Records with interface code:
#####

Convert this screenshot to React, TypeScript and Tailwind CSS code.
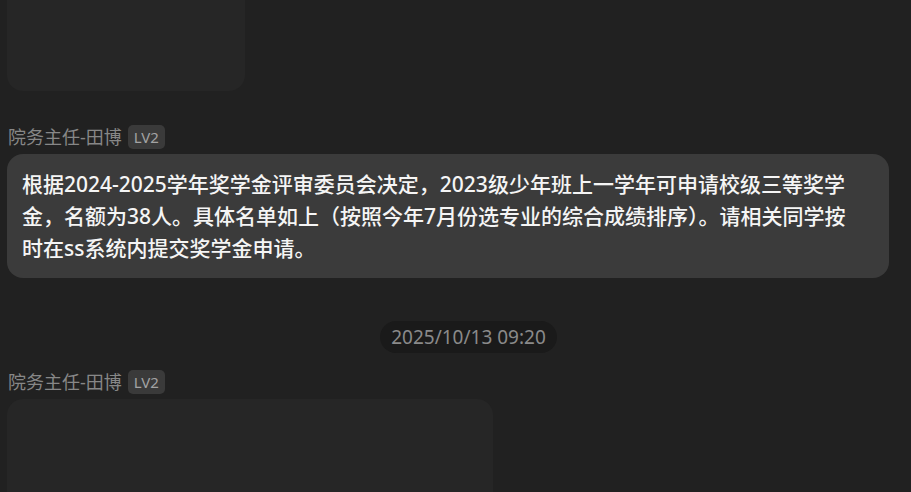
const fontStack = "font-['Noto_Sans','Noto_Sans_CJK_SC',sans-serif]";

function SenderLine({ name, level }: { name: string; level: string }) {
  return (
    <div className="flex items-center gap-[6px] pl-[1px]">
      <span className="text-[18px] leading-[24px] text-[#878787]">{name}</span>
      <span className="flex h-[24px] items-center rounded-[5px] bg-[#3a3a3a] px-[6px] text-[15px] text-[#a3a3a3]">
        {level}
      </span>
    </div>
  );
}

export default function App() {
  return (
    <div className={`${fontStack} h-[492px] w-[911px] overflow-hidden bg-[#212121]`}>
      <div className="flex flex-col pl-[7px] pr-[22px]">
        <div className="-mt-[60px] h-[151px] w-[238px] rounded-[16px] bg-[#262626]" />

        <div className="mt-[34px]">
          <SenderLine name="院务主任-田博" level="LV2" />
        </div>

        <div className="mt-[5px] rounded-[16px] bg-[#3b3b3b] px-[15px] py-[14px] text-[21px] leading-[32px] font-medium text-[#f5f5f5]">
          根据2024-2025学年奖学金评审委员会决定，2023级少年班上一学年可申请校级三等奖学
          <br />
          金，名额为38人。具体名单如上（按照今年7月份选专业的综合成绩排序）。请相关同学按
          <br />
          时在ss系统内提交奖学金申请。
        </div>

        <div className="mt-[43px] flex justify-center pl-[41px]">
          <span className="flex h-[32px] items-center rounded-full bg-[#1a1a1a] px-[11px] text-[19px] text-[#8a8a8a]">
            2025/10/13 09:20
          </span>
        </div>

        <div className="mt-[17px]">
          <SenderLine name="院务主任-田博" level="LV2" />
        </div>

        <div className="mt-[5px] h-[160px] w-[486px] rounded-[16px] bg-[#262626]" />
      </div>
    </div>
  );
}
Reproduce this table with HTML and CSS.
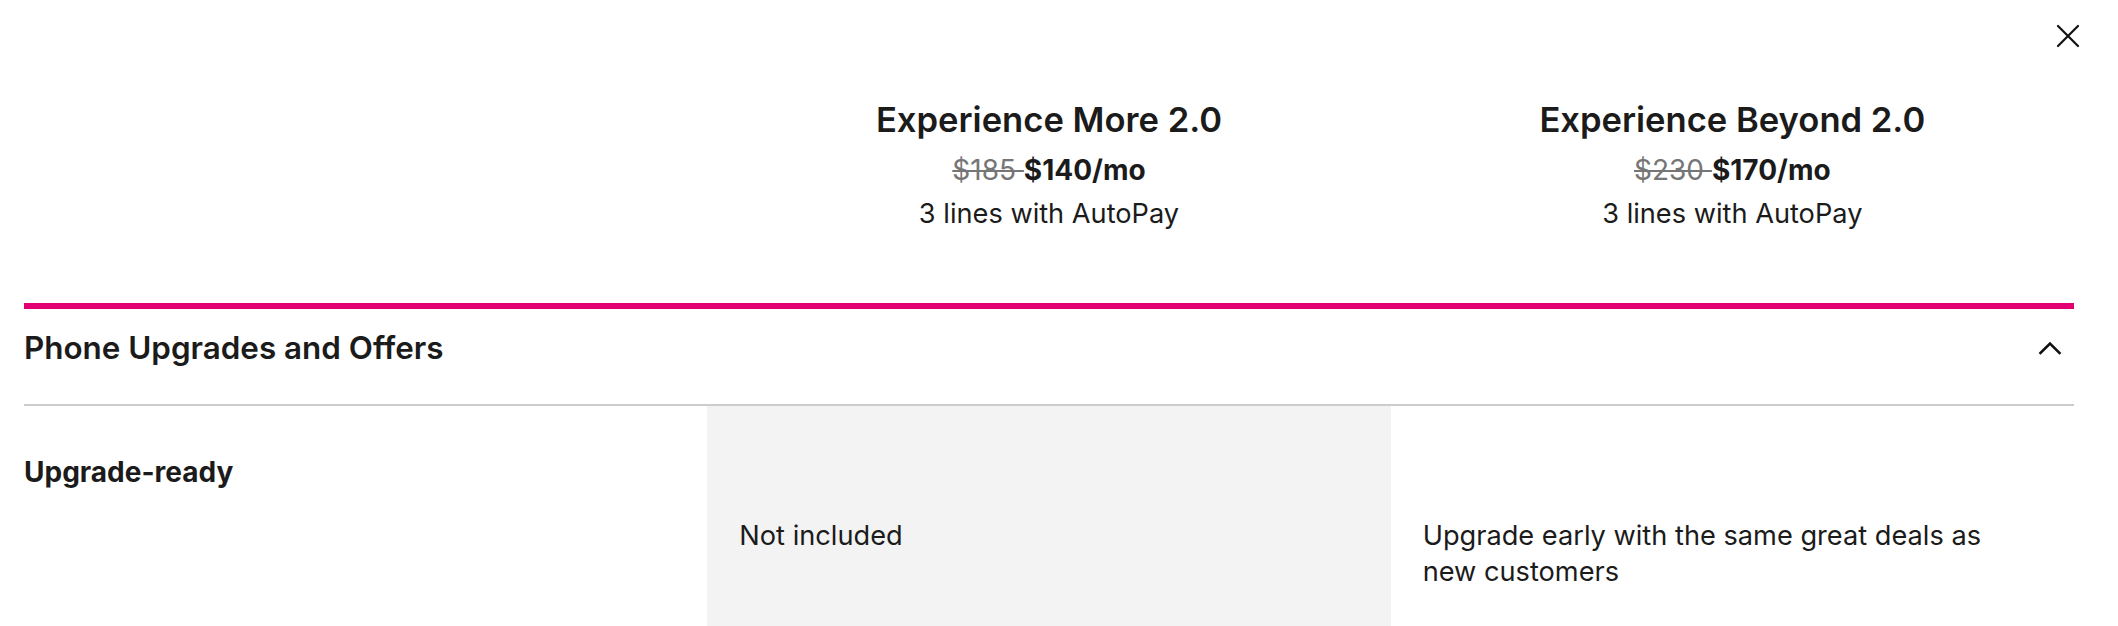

#####

Output the material word for word, omitting its pictures.

Convert this screenshot to React, TypeScript and Tailwind CSS code.
const fontStack = "font-['Noto_Sans','Noto_Sans_CJK_SC',sans-serif]";

function SenderLine({ name, level }: { name: string; level: string }) {
  return (
    <div className="flex items-center gap-[6px] pl-[1px]">
      <span className="text-[18px] leading-[24px] text-[#878787]">{name}</span>
      <span className="flex h-[24px] items-center rounded-[5px] bg-[#3a3a3a] px-[6px] text-[15px] text-[#a3a3a3]">
        {level}
      </span>
    </div>
  );
}

export default function App() {
  return (
    <div className={`${fontStack} h-[492px] w-[911px] overflow-hidden bg-[#212121]`}>
      <div className="flex flex-col pl-[7px] pr-[22px]">
        <div className="-mt-[60px] h-[151px] w-[238px] rounded-[16px] bg-[#262626]" />

        <div className="mt-[34px]">
          <SenderLine name="院务主任-田博" level="LV2" />
        </div>

        <div className="mt-[5px] rounded-[16px] bg-[#3b3b3b] px-[15px] py-[14px] text-[21px] leading-[32px] font-medium text-[#f5f5f5]">
          根据2024-2025学年奖学金评审委员会决定，2023级少年班上一学年可申请校级三等奖学
          <br />
          金，名额为38人。具体名单如上（按照今年7月份选专业的综合成绩排序）。请相关同学按
          <br />
          时在ss系统内提交奖学金申请。
        </div>

        <div className="mt-[43px] flex justify-center pl-[41px]">
          <span className="flex h-[32px] items-center rounded-full bg-[#1a1a1a] px-[11px] text-[19px] text-[#8a8a8a]">
            2025/10/13 09:20
          </span>
        </div>

        <div className="mt-[17px]">
          <SenderLine name="院务主任-田博" level="LV2" />
        </div>

        <div className="mt-[5px] h-[160px] w-[486px] rounded-[16px] bg-[#262626]" />
      </div>
    </div>
  );
}
Reproduce this table with HTML and CSS.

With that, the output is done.